I have a database with a table of games (some columns omitted):
gameid
hometeam
awayteam
`date`
Sometimes games are added with the same home and away teams, but on a different date that is just 1 day difference (game date moved), and the old game isn't deleted. I'd like to be able to search over a variable number of days as well. Thus, for football, having the same opponent in a time span of +/- 5 days would be wrong, but possible in basketball or baseball or many other sports.
It's easy to search for multiple values of the same home/away/date, but the date difference makes this harder.

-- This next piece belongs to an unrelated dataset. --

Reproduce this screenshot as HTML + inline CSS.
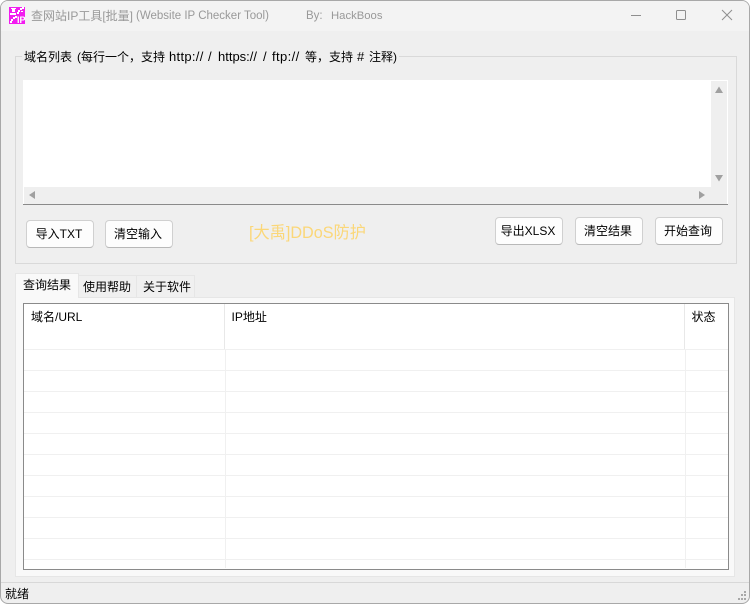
<!DOCTYPE html>
<html><head><meta charset="utf-8"><style>
*{box-sizing:border-box;margin:0;padding:0}
html,body{width:751px;height:605px;overflow:hidden;background:#fff}
body{position:relative;font-family:"Liberation Sans","Noto Sans CJK SC",sans-serif;font-size:12px;color:#000}
.a{position:absolute}
.t{position:absolute;white-space:nowrap;line-height:16px}
.l{font-size:13px}
.btn{position:absolute;width:68px;height:28px;padding-right:2px;background:#fdfdfd;border:1px solid #d0d0d0;border-bottom-color:#b8b8b8;border-radius:4px;text-align:center;line-height:26px;white-space:nowrap}
.h{position:absolute;left:24px;width:704px;height:1px;background:#f0f0f0}
</style></head><body>
<div class="a" id="win" style="left:0;top:0;width:750px;height:604px;background:#efefef;border:1px solid #a8a8a8;border-radius:8px;overflow:hidden">
<div class="a" style="left:0;top:0;width:748px;height:30px;background:#f3f3f3"></div>
</div>
<svg class="a" style="left:9px;top:7px" width="16" height="17" viewBox="0 0 16 17" shape-rendering="crispEdges">
<rect width="16" height="17" fill="#f21cf0"/>
<g fill="#fff"><rect x="2" y="1" width="5" height="1"/><rect x="3" y="2" width="3" height="3"/><rect x="1" y="6" width="6" height="2"/><rect x="11" y="1" width="2" height="2"/><rect x="13" y="0" width="2" height="2"/><rect x="9" y="3" width="2" height="2"/><rect x="8" y="5" width="2" height="2"/><rect x="12" y="4" width="2" height="1"/>
<rect x="4" y="10" width="2" height="2"/><rect x="6" y="9" width="2" height="2"/><rect x="2" y="12" width="2" height="2"/><rect x="1" y="14" width="2" height="2"/></g>
<text x="8" y="16" font-family="Liberation Sans" font-size="9" font-weight="700" fill="#fff">IP</text>
</svg>
<div class="t" style="left:31px;top:8px;color:#999">查网站IP工具[批量]</div>
<div class="t" style="left:136px;top:8px;color:#999;font-size:11.5px">(Website IP Checker Tool)</div>
<div class="t" style="left:306px;top:8px;color:#999;font-size:11.5px">By:</div>
<div class="t" style="left:331px;top:8px;color:#999;font-size:11.3px">HackBoos</div>
<svg class="a" style="left:625px;top:5px" width="125" height="20" fill="none" stroke="#8e8e8e" stroke-width="1">
<path d="M6 10.5H16"/><rect x="51.5" y="5.5" width="9" height="9" rx="1"/><path d="M97 5L107 15M107 5L97 15"/>
</svg>

<div class="a" style="left:15px;top:56px;width:722px;height:208px;border:1px solid #d9d9d9"></div>
<div class="a" style="left:22px;top:50px;width:377px;height:14px;background:#efefef"></div>
<div class="t" style="left:24px;top:49px">域名列表</div>
<div class="t" style="left:77px;top:49px">(每行一个，支持</div>
<div class="t l" style="left:169px;top:49px;letter-spacing:.3px">http://</div>
<div class="t l" style="left:208px;top:49px">/</div>
<div class="t l" style="left:218px;top:49px">https://</div>
<div class="t l" style="left:263px;top:49px">/</div>
<div class="t l" style="left:272px;top:49px;letter-spacing:.4px">ftp://</div>
<div class="t" style="left:305px;top:49px">等，支持</div>
<div class="t l" style="left:357px;top:49px">#</div>
<div class="t" style="left:369px;top:49px">注释)</div>

<div class="a" style="left:23px;top:80px;width:705px;height:125px;background:#fff;border-bottom:1px solid #8a8a8a"></div>
<div class="a" style="left:711px;top:81px;width:16px;height:123px;background:#efefef"></div>
<div class="a" style="left:24px;top:187px;width:703px;height:17px;background:#efefef"></div>
<svg class="a" style="left:23px;top:80px" width="705" height="125" fill="#a0a0a0">
<path d="M692 13L696 6.5L700 13Z"/><path d="M692 95L700 95L696 101.5Z"/><path d="M6 115L12 111V119Z"/><path d="M676 111L682 115L676 119Z"/>
</svg>

<div class="btn" style="left:26px;top:220px">导入TXT</div>
<div class="btn" style="left:105px;top:220px">清空输入</div>
<div class="t" style="left:249px;top:224px;font-size:16.2px;line-height:18px;color:#fbd778">[大禹]DDoS防护</div>
<div class="btn" style="left:495px;top:217px">导出XLSX</div>
<div class="btn" style="left:575px;top:217px">清空结果</div>
<div class="btn" style="left:655px;top:217px">开始查询</div>

<div class="a" style="left:15px;top:297px;width:720px;height:280px;background:#f9f9f9;border:1px solid #e6e6e6"></div>
<div class="a" style="left:78px;top:275px;width:59px;height:23px;background:#f0f0f0;border:1px solid #e6e6e6;border-left:0"></div>
<div class="a" style="left:137px;top:275px;width:58px;height:23px;background:#f0f0f0;border:1px solid #e6e6e6;border-left:0"></div>
<div class="a" style="left:15px;top:273px;width:64px;height:25px;background:#f9f9f9;border:1px solid #e6e6e6;border-bottom:0"></div>
<div class="t" style="left:23px;top:277px">查询结果</div>
<div class="t" style="left:83px;top:279px">使用帮助</div>
<div class="t" style="left:143px;top:279px">关于软件</div>

<div class="a" style="left:23px;top:303px;width:706px;height:267px;background:#fff;border:1px solid #8a8a8a"></div>
<div class="h" style="top:349px"></div><div class="h" style="top:370px"></div><div class="h" style="top:391px"></div><div class="h" style="top:412px"></div><div class="h" style="top:433px"></div><div class="h" style="top:454px"></div><div class="h" style="top:475px"></div><div class="h" style="top:496px"></div><div class="h" style="top:517px"></div><div class="h" style="top:538px"></div><div class="h" style="top:559px"></div>
<div class="a" style="left:224px;top:304px;width:1px;height:45px;background:#e8e8e8"></div>
<div class="a" style="left:225px;top:349px;width:1px;height:219px;background:#f0f0f0"></div>
<div class="a" style="left:684px;top:304px;width:1px;height:45px;background:#e8e8e8"></div>
<div class="a" style="left:685px;top:349px;width:1px;height:219px;background:#f0f0f0"></div>
<div class="t" style="left:31px;top:309px">域名/URL</div>
<div class="t" style="left:231.5px;top:309px">IP地址</div>
<div class="t" style="left:691.5px;top:309px">状态</div>

<div class="a" style="left:1px;top:582px;width:748px;height:1px;background:#d8d8d8"></div>
<div class="t" style="left:5px;top:586px">就绪</div>
<svg class="a" style="left:736px;top:590px" width="12" height="12" fill="#a8a8a8" shape-rendering="crispEdges">
<rect x="8" y="1" width="2" height="2"/><rect x="5" y="4" width="2" height="2"/><rect x="8" y="4" width="2" height="2"/><rect x="2" y="8" width="2" height="2"/><rect x="5" y="8" width="2" height="2"/><rect x="8" y="8" width="2" height="2"/>
</svg>
</body></html>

Also, the home and away team may be swapped, with the date also being the same or slightly different.
Example data:
gameid hometeam awayteam date
5 777 999 2014年10月23日
6 999 777 2014年10月23日
7 777 999 2014年10月24日
8 777 999 2014年10月25日
All of these are duplicates. Determining which doesn't matter, just that it should let me know that there are 4 games scheduled for this which it should (probably) be 1.
This is what I use to find duplicated games for the same home/away/date:
SELECT COUNT(*) as num,hometeam as teamid,`date` FROM `game` WHERE sportid=1 AND 'deleted_at' IS NULL AND `date` BETWEEN '2014-07-01' AND '2015-06-30' GROUP BY `date`,hometeam HAVING `num`>1
UNION
SELECT COUNT(*) as num,awayteam as teamid,`date` FROM `game` WHERE sportid=1 AND 'deleted_at' IS NULL AND `date` BETWEEN '2014-07-01' AND '2015-06-30' GROUP BY `date`,awayteam HAVING `num`>1 ORDER BY `num` DESC;
2 Answers 2
Not sure why the question popped up now, but if you are still interested in an answer something like:
select g1.*
from games g1
where exists (
select 1
from games g2
where g1.gameid <> g2.gameid
and least(g1.hometeam,g1.awayteam)
= least(g2.hometeam,g2.awayteam)
and greatest(g1.hometeam,g1.awayteam)
= greatest(g2.hometeam,g2.awayteam)
and abs(datediff(g1.d, g2.d)) < 2
);
should give you what you need
-
Since date is a reserved word I used d as the column name.Lennart - Slava Ukraini– Lennart - Slava Ukraini2015年01月25日 15:38:32 +00:00Commented Jan 25, 2015 at 15:38
I can see that this question has been here a few days and no one has taken a stab at it yet. I'm not familiar with mySQL so I can't give you a sample that will work, but here is an idea for you.
Add another column to your table with a hash of the two teamID's. You will need to take care that the teams are entered in the same order, say ascending by their ID but that would allow you to uniquely identify a combination of teams.
Perhaps using md5? I came up with something like the query below which would work for MS-SQL.
SELECT gameid
, hometeam
, awayteam
, [date]
, teamhash = HASHBYTES('md5', CASE WHEN hometeam < awayteam
THEN hometeam
ELSE awayteam
END
+ CASE WHEN hometeam > awaytem
THEN hometeam
ELSE awayteam
END)
FROM gamedata
Then you can query against that looking for patterns. To make it perform better, you could add a table that contained a list of teams and all possible matches with their hashes.
Hope that helps.